* begin *

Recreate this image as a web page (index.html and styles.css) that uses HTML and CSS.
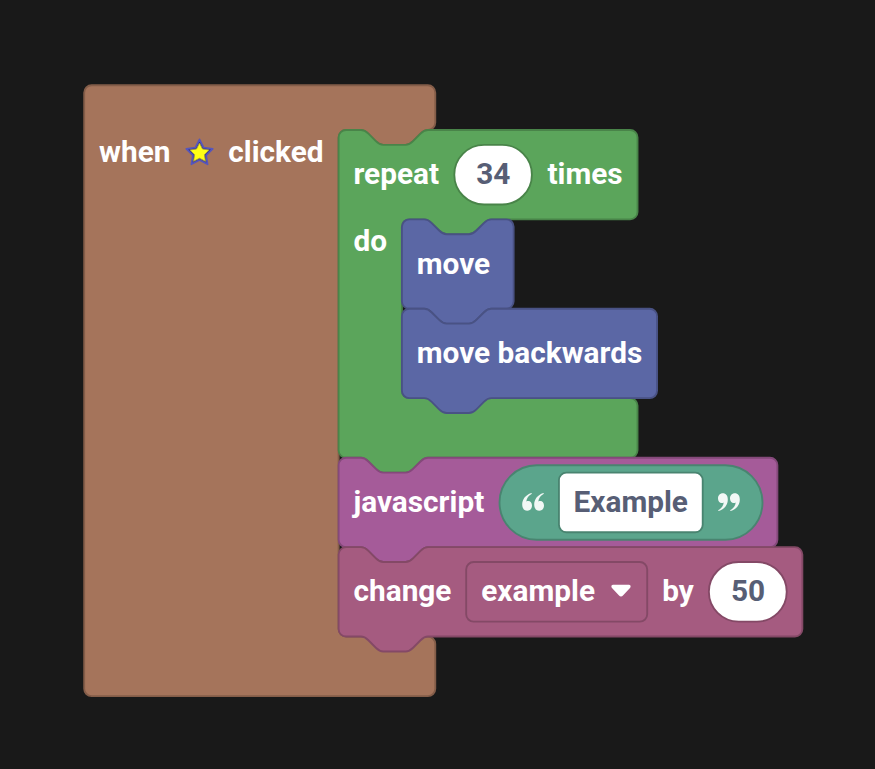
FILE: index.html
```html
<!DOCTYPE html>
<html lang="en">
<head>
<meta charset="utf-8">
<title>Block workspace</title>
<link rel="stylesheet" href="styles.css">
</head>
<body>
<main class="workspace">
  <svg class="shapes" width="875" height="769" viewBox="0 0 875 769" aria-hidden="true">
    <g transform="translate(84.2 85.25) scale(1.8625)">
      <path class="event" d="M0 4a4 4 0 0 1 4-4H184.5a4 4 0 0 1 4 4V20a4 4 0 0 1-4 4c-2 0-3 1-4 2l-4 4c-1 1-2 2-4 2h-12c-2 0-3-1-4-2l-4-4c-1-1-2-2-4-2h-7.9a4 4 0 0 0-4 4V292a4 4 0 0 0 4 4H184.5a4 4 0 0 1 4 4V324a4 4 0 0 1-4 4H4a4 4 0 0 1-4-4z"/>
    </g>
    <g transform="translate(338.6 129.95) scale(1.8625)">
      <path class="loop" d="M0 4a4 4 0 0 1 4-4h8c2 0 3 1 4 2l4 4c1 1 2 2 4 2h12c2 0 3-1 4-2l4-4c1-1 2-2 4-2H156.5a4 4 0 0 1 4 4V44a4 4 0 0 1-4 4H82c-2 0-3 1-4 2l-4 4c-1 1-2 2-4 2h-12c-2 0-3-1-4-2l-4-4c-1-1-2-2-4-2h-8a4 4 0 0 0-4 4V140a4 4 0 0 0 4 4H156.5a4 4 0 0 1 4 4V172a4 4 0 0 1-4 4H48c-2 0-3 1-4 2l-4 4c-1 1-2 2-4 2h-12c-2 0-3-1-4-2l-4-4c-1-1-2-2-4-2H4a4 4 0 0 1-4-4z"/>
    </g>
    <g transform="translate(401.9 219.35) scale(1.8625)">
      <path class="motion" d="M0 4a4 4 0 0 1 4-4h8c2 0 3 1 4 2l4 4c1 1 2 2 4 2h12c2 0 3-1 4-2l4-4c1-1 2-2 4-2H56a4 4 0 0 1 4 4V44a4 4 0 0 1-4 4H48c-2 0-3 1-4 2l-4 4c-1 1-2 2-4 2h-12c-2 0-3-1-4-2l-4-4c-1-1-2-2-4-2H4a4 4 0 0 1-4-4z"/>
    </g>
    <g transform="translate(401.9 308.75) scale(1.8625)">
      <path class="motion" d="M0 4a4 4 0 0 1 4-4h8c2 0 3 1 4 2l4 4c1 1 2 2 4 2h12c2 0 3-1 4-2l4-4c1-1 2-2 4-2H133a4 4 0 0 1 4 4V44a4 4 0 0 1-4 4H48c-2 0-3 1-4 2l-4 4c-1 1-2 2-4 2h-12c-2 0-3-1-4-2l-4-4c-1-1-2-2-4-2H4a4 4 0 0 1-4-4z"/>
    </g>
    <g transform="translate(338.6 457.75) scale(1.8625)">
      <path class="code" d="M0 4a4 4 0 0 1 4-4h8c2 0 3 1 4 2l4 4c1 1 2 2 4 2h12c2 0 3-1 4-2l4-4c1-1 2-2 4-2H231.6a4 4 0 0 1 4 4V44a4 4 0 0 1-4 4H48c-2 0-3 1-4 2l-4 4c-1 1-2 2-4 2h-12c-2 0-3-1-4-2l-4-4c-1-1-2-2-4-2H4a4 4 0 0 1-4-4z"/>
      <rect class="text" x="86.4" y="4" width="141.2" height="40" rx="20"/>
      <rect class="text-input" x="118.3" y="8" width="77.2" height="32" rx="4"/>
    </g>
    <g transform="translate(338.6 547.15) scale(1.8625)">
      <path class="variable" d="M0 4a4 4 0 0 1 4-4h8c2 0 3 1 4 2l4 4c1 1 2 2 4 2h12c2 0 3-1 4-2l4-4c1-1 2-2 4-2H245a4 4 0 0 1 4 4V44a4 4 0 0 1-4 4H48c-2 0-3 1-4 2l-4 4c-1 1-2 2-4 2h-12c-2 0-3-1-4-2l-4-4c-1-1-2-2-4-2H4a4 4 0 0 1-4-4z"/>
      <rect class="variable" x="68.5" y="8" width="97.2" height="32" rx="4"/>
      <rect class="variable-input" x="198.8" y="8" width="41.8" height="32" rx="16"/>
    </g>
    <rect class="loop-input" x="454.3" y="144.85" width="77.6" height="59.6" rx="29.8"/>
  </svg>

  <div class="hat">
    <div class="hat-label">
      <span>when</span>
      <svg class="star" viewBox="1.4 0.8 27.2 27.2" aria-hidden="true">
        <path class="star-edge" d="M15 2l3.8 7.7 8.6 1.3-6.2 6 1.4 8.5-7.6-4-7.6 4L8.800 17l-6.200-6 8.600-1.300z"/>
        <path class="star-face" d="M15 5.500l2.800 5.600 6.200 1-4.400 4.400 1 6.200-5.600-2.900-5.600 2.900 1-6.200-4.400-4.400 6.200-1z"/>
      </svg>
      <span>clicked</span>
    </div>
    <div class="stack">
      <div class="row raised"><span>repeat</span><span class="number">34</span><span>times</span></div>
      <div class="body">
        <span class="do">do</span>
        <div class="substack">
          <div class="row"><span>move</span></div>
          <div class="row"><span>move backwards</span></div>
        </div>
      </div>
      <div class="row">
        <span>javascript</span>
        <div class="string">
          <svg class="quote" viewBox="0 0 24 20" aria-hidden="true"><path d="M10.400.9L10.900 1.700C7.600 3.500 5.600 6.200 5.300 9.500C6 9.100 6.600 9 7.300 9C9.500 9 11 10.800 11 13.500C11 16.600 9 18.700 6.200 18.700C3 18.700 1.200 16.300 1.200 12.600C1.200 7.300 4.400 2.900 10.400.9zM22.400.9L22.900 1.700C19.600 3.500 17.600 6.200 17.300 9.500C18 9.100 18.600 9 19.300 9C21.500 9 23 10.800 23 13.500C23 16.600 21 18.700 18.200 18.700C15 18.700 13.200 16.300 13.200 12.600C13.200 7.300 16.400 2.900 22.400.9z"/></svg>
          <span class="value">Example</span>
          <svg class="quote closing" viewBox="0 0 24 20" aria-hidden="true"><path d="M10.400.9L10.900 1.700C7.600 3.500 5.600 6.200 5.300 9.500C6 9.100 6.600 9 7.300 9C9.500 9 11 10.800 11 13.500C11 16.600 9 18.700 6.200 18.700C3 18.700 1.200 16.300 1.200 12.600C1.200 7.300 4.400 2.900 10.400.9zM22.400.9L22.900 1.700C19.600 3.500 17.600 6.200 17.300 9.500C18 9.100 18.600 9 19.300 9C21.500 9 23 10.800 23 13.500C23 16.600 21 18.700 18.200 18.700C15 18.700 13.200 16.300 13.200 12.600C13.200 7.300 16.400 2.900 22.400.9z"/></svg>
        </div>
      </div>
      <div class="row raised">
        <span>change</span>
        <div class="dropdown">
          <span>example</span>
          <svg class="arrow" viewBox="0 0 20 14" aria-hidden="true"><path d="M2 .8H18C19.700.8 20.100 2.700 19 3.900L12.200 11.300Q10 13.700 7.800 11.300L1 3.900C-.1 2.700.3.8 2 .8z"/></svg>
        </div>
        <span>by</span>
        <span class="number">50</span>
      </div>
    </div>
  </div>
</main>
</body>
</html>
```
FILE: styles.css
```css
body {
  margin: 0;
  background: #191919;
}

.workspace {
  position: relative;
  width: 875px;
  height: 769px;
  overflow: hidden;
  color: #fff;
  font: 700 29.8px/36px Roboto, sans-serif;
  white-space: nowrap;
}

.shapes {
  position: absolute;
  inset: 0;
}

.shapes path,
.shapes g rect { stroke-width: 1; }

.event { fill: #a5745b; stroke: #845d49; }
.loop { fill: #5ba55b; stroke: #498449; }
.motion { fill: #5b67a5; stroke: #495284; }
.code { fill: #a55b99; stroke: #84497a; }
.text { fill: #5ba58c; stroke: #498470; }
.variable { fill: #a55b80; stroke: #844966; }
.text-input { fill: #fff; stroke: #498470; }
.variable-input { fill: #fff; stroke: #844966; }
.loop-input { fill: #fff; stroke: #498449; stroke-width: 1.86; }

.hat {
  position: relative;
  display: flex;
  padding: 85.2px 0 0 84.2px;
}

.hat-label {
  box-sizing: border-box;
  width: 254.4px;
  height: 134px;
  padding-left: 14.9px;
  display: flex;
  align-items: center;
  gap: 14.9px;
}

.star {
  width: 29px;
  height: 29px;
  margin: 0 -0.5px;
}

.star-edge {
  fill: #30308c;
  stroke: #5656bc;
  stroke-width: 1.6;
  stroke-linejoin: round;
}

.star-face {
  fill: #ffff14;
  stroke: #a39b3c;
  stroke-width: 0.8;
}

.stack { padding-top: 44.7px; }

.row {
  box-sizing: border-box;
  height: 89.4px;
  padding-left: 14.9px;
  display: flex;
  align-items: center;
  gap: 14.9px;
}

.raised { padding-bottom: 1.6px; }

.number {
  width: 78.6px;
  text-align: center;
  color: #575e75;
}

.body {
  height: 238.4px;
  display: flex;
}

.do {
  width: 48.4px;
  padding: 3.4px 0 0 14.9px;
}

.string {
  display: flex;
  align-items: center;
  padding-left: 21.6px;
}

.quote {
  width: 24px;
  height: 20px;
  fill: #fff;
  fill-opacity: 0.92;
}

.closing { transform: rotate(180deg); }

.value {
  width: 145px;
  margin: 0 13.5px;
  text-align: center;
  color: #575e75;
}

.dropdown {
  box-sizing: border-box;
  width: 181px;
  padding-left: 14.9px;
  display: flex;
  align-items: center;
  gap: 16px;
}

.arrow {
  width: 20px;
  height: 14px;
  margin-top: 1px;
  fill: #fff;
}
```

* end *

Search the data above for the string "styles" and return every line that has it.

### Correct result
Recreate this image as a web page (index.html and styles.css) that uses HTML and CSS.
<link rel="stylesheet" href="styles.css">
FILE: styles.css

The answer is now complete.